Não à toa temos visto a escalada de violência que escolheu as escolas e os professores como alvos, essa parceria em busca do conhecimento e pelo fim do obscurantismo incomoda a quem não se conforma com a democratização do acesso ao saber. Nesse sentido, é fundamental recuperar o papel da instituição escolar e dos educadores na construção de um projeto coletivo para o país. Resgatar a alegria de aprender, o prazer da conquista de traçar uma rota, um projeto de vida que inclua algo pessoal e intransferível a serviço de um bem comum, pode contribuir para que nossas crianças e jovens sejam capazes de escolher seus desejos e identificar suas necessidades, deixando de delegar aos robôs o conhecimento de si mesmos.
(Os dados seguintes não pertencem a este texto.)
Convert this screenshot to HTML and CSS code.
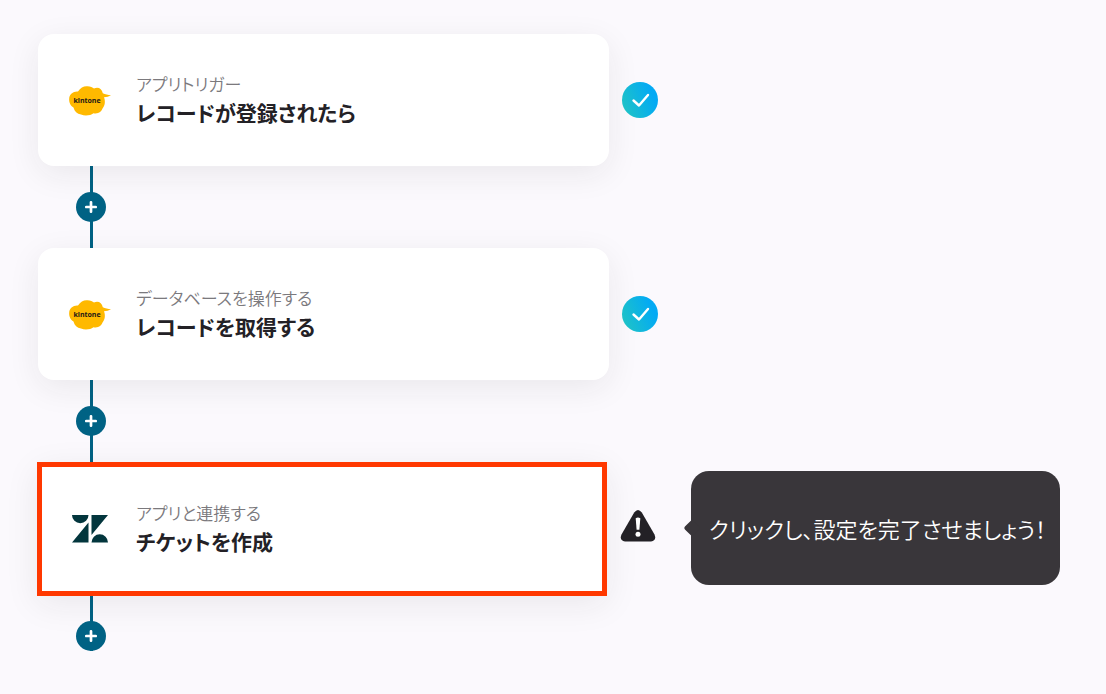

Nesse sentido, cabe aqui a frase final da aula inaugural do semiótico francês Roland Barthes no Collége de France, quando falou aos professores sobre a importância da investigação para a construção dos saberes: “há uma idade em que se ensina o que se sabe, mas vem a seguir uma outra, em que se ensina o que não se sabe. Isso é pesquisar”. Talvez tenhamos que, de fato, praticar com frequência e intensidade o exercício do não saber para combater as mazelas da desinformação.

Januária Cristina Alves é mestre em comunicação social pela ECA/USP (Escola de Comunicações e Artes da Universidade de São Paulo), jornalista, educomunicadora, autora de mais de 50 livros infantojuvenis, duas vezes vencedora do Prêmio Jabuti de Literatura Brasileira, coautora do livro “Como não ser enganado pelas fake news” (editora Moderna) e autora de “#XôFakeNews - Uma história de verdades e mentiras”. É membro da Associação Brasileira de pesquisadores e Profissionais em Educomunicação - ABPEducom e da Mil Alliance, a Aliança Global para Parcerias em Alfabetização Midiática e Informacional da Unesco.